C'est une page d'histoire qui se tourne. Thibaut Pinot va accrocher, samedi 7 octobre, son dernier dossard de cycliste professionnel, sur le Tour de Lombardie, ce Monument qu’il chérit tant, et qu’il a remporté en 2018. A 33 ans, le leader emblématique de la Groupama-FDJ s'apprête à laisser derrière lui une équipe, et plus généralement un sport, qu'il aura marqués : "Ça va être dur. Il va falloir tourner la page. On a envie que ce moment n’arrive jamais. Il va falloir passer par une sorte de deuil", glisse son coéquipier Rudy Molard. Marc Madiot, son seul et unique manager chez les professionnels, prend la roue : "On se dit merde, il était différent. Il va nous manquer. Toute ma famille a voulu être là. C’est comme ça, ça ne s’explique pas…"

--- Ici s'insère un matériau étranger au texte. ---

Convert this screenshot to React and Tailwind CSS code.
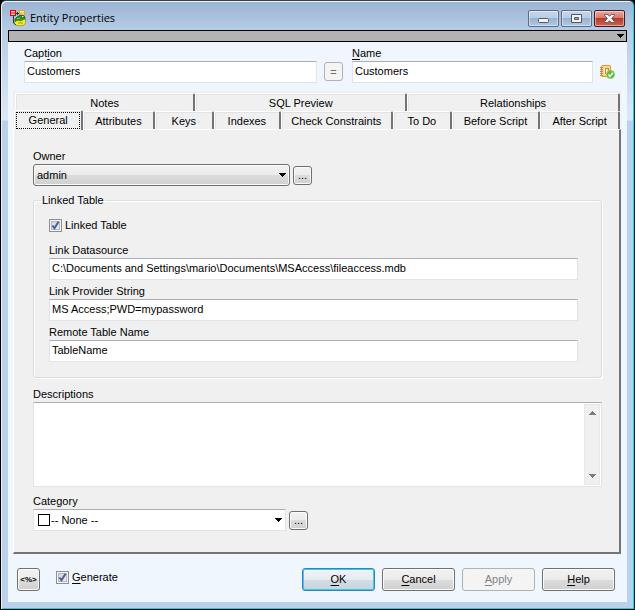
import React from "react";

const topTabs = [
  { label: "Notes", grow: "flex-[180]" },
  { label: "SQL Preview", grow: "flex-[212]" },
  { label: "Relationships", grow: "flex-[213]" },
];

const bottomTabs = [
  { label: "General", grow: "flex-[67]", active: true },
  { label: "Attributes", grow: "flex-[71]" },
  { label: "Keys", grow: "flex-[59]" },
  { label: "Indexes", grow: "flex-[66]" },
  { label: "Check Constraints", grow: "flex-[114]" },
  { label: "To Do", grow: "flex-[58]" },
  { label: "Before Script", grow: "flex-[89]" },
  { label: "After Script", grow: "flex-[80]" },
];

const linkFields = [
  { id: "datasource", label: "Link Datasource", value: "C:\\Documents and Settings\\mario\\Documents\\MSAccess\\fileaccess.mdb" },
  { id: "provider", label: "Link Provider String", value: "MS Access;PWD=mypassword" },
  { id: "remote", label: "Remote Table Name", value: "TableName" },
];

const inputClass =
  "block h-[22px] w-full rounded-[1px] border border-[#e2e3ea] border-t-[#abadb3] bg-white px-0.5 pb-0.5 outline-none";

const buttonFace =
  "rounded-[3px] border border-[#707070] bg-[linear-gradient(#f2f2f2_0%,#ebebeb_50%,#dddddd_50%,#cfcfcf_100%)] shadow-[inset_0_0_0_1px_#fbfbfb]";

function AppIcon() {
  return (
    <svg width="16" height="16" viewBox="0 0 16 16">
      <path d="M3.5 6v7M6 3.5h3M7.5 2v3" stroke="#333" fill="none" />
      <rect x="0.5" y="0.5" width="5" height="5" fill="#ffc4bc" stroke="#e60000" />
      <path d="M1 3h4" stroke="#e60000" />
      <rect x="9.5" y="0.5" width="5" height="5" fill="#ffedb0" stroke="#f0a020" />
      <path d="M10 3h4" stroke="#f0a020" />
      <path d="M5 12V9l2-2 2-1 1-1h3l2 2v4l-3 1z" fill="#2c8f2a" stroke="#123f10" strokeWidth="0.6" />
      <path d="M7 8.5h3" stroke="#7ccb3c" />
      <path d="M12 6.500h1.500" stroke="#f4fa8a" />
      <path d="M4.500 12l3-1.500 3 .5 4.500-2 .5 1.500v2.500l-2 2.500H7l-2.500-1.500z" fill="#f6ee20" stroke="#77700c" strokeWidth="0.5" />
      <path d="M8 13h5" stroke="#a39b10" />
      <path d="M3 12.500l3 2.500" stroke="#1d5a16" />
    </svg>
  );
}

function NoteCheckIcon() {
  return (
    <svg width="15" height="14" viewBox="0 0 15 14">
      <rect x="1.5" y="0.5" width="9" height="11" rx="1" fill="#fbd58a" stroke="#d99a3c" />
      <path d="M0 2.5h3M0 4.5h3M0 6.5h3M0 8.5h3M0 10.5h3" stroke="#c98a35" />
      <path d="M4.5 3v6M6.5 4v4" stroke="#fff6d8" fill="none" />
      <path d="M5.5 9V3M6 3.5h2.5V6" stroke="#c88632" fill="none" />
      <circle cx="10.5" cy="9.5" r="4" fill="#5cb838" stroke="#8bcf65" />
      <path d="M8.3 9.5l1.7 1.8 2.9-3.6" stroke="#fff" strokeWidth="1.5" fill="none" />
    </svg>
  );
}

function DownArrow({ className }) {
  return (
    <svg className={className} width="8" height="4" viewBox="0 0 8 4" shapeRendering="crispEdges">
      <path d="M0 0h8L4 4z" fill="currentColor" />
    </svg>
  );
}

function CaptionButton({ label, danger, children }) {
  return (
    <button
      aria-label={label}
      className={`flex h-[17px] w-[31px] items-center justify-center rounded-[2px] border shadow-[inset_0_0_0_1px_rgba(255,255,255,0.45)] ${
        danger
          ? "border-[#481a20] bg-[linear-gradient(#e9a99d_0%,#d5796b_45%,#b93b26_50%,#cc6552_100%)]"
          : "border-[#5a6b87] bg-[linear-gradient(#c6d7eb_0%,#b9cde4_45%,#98b2cf_50%,#afc9e5_100%)]"
      }`}
    >
      {children}
    </button>
  );
}

function TickBox({ id, children }) {
  return (
    <div className="flex h-[13px] items-center gap-[3px]">
      <span className="relative block size-[13px]">
        <input
          id={id}
          type="checkbox"
          defaultChecked
          className="peer block size-[13px] appearance-none border border-[#8e8f8f] bg-[linear-gradient(135deg,#cbcfd5,#f3f4f6)] shadow-[inset_0_0_0_1px_#f4f4f4,inset_0_0_0_2px_#b4bac4]"
        />
        <svg className="pointer-events-none absolute inset-0 hidden peer-checked:block" width="13" height="13" viewBox="0 0 13 13">
          <path d="M3.5 6.5L5.5 9.3L9.5 2.8" stroke="#4a5f97" strokeWidth="2" fill="none" />
        </svg>
      </span>
      <label htmlFor={id}>{children}</label>
    </div>
  );
}

function MoreButton({ label }) {
  return (
    <button aria-label={label} className={`h-[19px] w-[19px] leading-3 ${buttonFace}`}>
      ...
    </button>
  );
}

function Tab({ label, grow, active }) {
  return (
    <button
      role="tab"
      aria-selected={!!active}
      className={`min-w-0 whitespace-nowrap rounded-t-[2px] border-t border-r-2 border-l border-t-white border-r-[#747474] border-l-white bg-[#f0f0f0] shadow-[inset_1px_1px_0_#e3e3e3] ${grow} ${
        active ? "relative -mt-px -mb-px h-5 p-px" : "h-[18px] pt-0.5"
      }`}
    >
      {active ? (
        <span className="flex h-[17px] items-center justify-center border border-dotted border-black">{label}</span>
      ) : (
        label
      )}
    </button>
  );
}

function FooterButton({ hotkey, rest, primary, disabled }) {
  return (
    <button
      disabled={disabled}
      className={`h-[23px] w-[73px] rounded-[3px] border ${
        primary
          ? "border-[#3c7fb1] bg-[linear-gradient(#f0f4f6_0%,#e5ecef_50%,#d3dee3_50%,#c6d5dc_100%)] shadow-[inset_0_0_0_1px_#3fc8f4]"
          : disabled
            ? "border-[#adb2b5] bg-[#f4f4f4] text-[#838383]"
            : "border-[#707070] bg-[linear-gradient(#f2f2f2_0%,#ebebeb_50%,#dddddd_50%,#cfcfcf_100%)] shadow-[inset_0_0_0_1px_#fbfbfb]"
      }`}
    >
      <u className="underline-offset-2">{hotkey}</u>
      {rest}
    </button>
  );
}

function TitleBar() {
  return (
    <header className="flex h-7 items-start justify-between">
      <div className="flex h-7 items-center gap-1 pt-1 pl-0.5">
        <AppIcon />
        <h1 className="font-['Open_Sans',sans-serif] text-[11px] leading-4">Entity Properties</h1>
      </div>
      <div className="flex gap-0.5 pt-2 pr-0.5">
        <CaptionButton label="Minimize">
          <svg width="11" height="5" viewBox="0 0 11 5" className="mt-1">
            <rect x="0.5" y="0.5" width="10" height="4" rx="1" fill="#f4f4f4" stroke="#535666" />
          </svg>
        </CaptionButton>
        <CaptionButton label="Maximize">
          <svg width="11" height="9" viewBox="0 0 11 9">
            <path d="M0.5 0.5h10v8h-10zM3.5 3.5h4v2h-4z" fill="#f4f4f4" fillRule="evenodd" stroke="#535666" />
          </svg>
        </CaptionButton>
        <CaptionButton label="Close" danger>
          <svg width="11" height="9" viewBox="0 0 12 10">
            <path d="M0.5 0.5h3.5l2 2 2-2h3.5v1L8.5 5l3 3.5v1H8l-2-2-2 2H0.5v-1l3-3.5-3-3.5z" fill="#f4f4f4" stroke="#535666" />
          </svg>
        </CaptionButton>
      </div>
    </header>
  );
}

export default function App() {
  return (
    <div className="min-h-screen bg-black font-['Liberation_Sans',sans-serif] text-[11px] leading-[13px] text-black">
      <div className="flex min-h-screen flex-col rounded-t-[6px] border border-black border-t-[#3b3f4b] border-r-[#23242b] bg-[linear-gradient(#9ab3d1_0px,#b7cde6_30px,#dce9f8_119px,#b9d1ea_120px)] px-[7px] pt-px pb-[7px] shadow-[inset_1px_1px_0_#e8f2fb,inset_-1px_-1px_0_#35c3e6]">
        <TitleBar />

        <main className="flex flex-1 flex-col bg-[#eff6fe]">
          <div className="flex h-3 justify-end border border-black bg-[#b3b3b3] pt-[3px] pr-0.5">
            <DownArrow />
          </div>

          <section className="flex items-end pt-[5px] pr-3 pl-4">
            <div className="flex-[293]">
              <label htmlFor="caption" className="block pb-px">
                Capt<u className="underline-offset-2">i</u>on
              </label>
              <input id="caption" defaultValue="Customers" className={inputClass} />
            </div>
            <button className="mr-[9px] mb-0.5 ml-[7px] h-[19px] w-[19px] rounded-[3px] border border-[#adb2b5] bg-[#f4f4f4] leading-3 text-[#707070]">
              =
            </button>
            <div className="flex-[241]">
              <label htmlFor="name" className="block pb-px">
                <u className="underline-offset-2">N</u>ame
              </label>
              <input id="name" defaultValue="Customers" className={inputClass} />
            </div>
            <button aria-label="Check name" className="mb-1 ml-[7px]">
              <NoteCheckIcon />
            </button>
          </section>

          <section className="mt-2 mr-[6px] ml-[5px] flex flex-1 flex-col">
            <div role="tablist" className="bg-[#f0f0f0] pt-0.5 pr-px pl-px">
              <div className="flex pl-px">
                {topTabs.map((tab) => (
                  <Tab key={tab.label} {...tab} />
                ))}
              </div>
              <div className="flex">
                {bottomTabs.map((tab) => (
                  <Tab key={tab.label} {...tab} />
                ))}
              </div>
            </div>

            <div className="flex flex-1 flex-col border-t border-r-2 border-b-2 border-l border-t-white border-r-[#747474] border-b-[#747474] border-l-white bg-[#f0f0f0] pt-5 pr-[17px] pb-[21px] pl-[19px]">
              <label htmlFor="owner" className="pb-px">Owner</label>
              <div className="flex items-center gap-[3px]">
                <div className="relative w-[257px]">
                  <select id="owner" className={`block h-[22px] w-full appearance-none pl-[3px] ${buttonFace}`}>
                    <option>admin</option>
                  </select>
                  <DownArrow className="pointer-events-none absolute top-[9px] right-1" />
                </div>
                <MoreButton label="Browse owners" />
              </div>

              <fieldset className="mt-2 rounded-[3px] border border-[#d5dfe5] pr-[23px] pb-[15px] pl-[15px] shadow-[inset_1px_1px_0_#fff,1px_1px_0_#fff]">
                <legend className="-ml-2 px-px">Linked Table</legend>
                <div className="pt-3">
                  <TickBox id="linked">Linked Table</TickBox>
                </div>
                <div className="flex flex-col gap-[5px] pt-3">
                  {linkFields.map(({ id, label, value }) => (
                    <div key={id}>
                      <label htmlFor={id} className="block pb-px">{label}</label>
                      <input id={id} defaultValue={value} className={inputClass} />
                    </div>
                  ))}
                </div>
              </fieldset>

              <label htmlFor="descriptions" className="pt-2.5 pb-px">Descriptions</label>
              <div className="flex min-h-[84px] flex-1 rounded-[1px] border border-[#e2e3ea] border-t-[#abadb3] bg-white p-px">
                <textarea id="descriptions" className="block flex-1 resize-none p-0.5 outline-none" />
                <div className="flex w-4 flex-col items-center justify-between border border-[#e8e8e8] bg-[#f0f0f0] py-[6px] text-[#7c7c7c]">
                  <DownArrow className="rotate-180" />
                  <DownArrow />
                </div>
              </div>

              <label htmlFor="category" className="pt-2 pb-px">Category</label>
              <div className="flex items-center gap-[3px]">
                <div className="relative w-[253px]">
                  <select
                    id="category"
                    className="block h-[22px] w-full appearance-none rounded-[1px] border border-[#e2e3ea] border-t-[#abadb3] bg-white pl-[17px] outline-none"
                  >
                    <option>-- None --</option>
                  </select>
                  <span className="pointer-events-none absolute top-[5px] left-[5px] size-3 border border-black" />
                  <DownArrow className="pointer-events-none absolute top-[9px] right-1" />
                </div>
                <MoreButton label="Browse categories" />
              </div>
            </div>
          </section>

          <footer className="flex items-center pt-[14px] pr-3 pb-[11px] pl-[9px]">
            <button
              aria-label="Edit template"
              className={`flex size-[23px] items-center justify-center text-[8px] font-bold leading-3 ${buttonFace}`}
            >
              &lt;%&gt;
            </button>
            <div className="ml-4 pb-1">
              <TickBox id="generate">
                <u className="underline-offset-2">G</u>enerate
              </TickBox>
            </div>
            <div className="ml-auto flex gap-[7px]">
              <FooterButton hotkey="O" rest="K" primary />
              <FooterButton hotkey="C" rest="ancel" />
              <FooterButton hotkey="A" rest="pply" disabled />
              <FooterButton hotkey="H" rest="elp" />
            </div>
          </footer>
        </main>
      </div>
    </div>
  );
}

Preuve de sa place à part dans le peloton français, Thibaut Pinot va bénéficier d'un soutien unique sur cette ultime course. Plusieurs centaines de membres du Collectif Ultras Pinot ont franchi les Alpes. Pour lui rendre hommage, le "CUP" a prévu un spectacle inédit pour une course cycliste : un cortège et un tifo, façon supporters de foot. "Tout est parti d’une blague sur WhatsApp, et nous voilà aujourd’hui", rigole Humbert, l’un des sept fondateurs de ce groupe à la gloire de Thibaut Pinot, et qui a repris les initiales du Collectif Ultras Paris du PSG. "Quand il va au Parc des Princes, Thibaut va lui-même chanter avec eux, plutôt qu’en loge. Ce groupe ultra, c’était la meilleure façon de le suivre", justifie Humbert.

L'élu de tout un peuple

Pour les mordus de pédales, Thibaut Pinot, cela a d’abord représenté l’espoir. Celui de voir enfin un Tricolore s’imposer sur le Tour de France, ce que le pays attend désespérément depuis 1985 et le dernier sacre de Bernard Hinault. Alors quand, pour son premier Tour en 2012, le rookie lève les bras sur la 8e étape à Porrentruy avant d’être le plus jeune coureur français à finir dans le top 10 de la Grande boucle depuis Raymond Impanis en 1947, tous les rêves sont permis. Au point que l’Equipe titre sa Une du lendemain : "Pinot gagnera-t-il le Tour ?"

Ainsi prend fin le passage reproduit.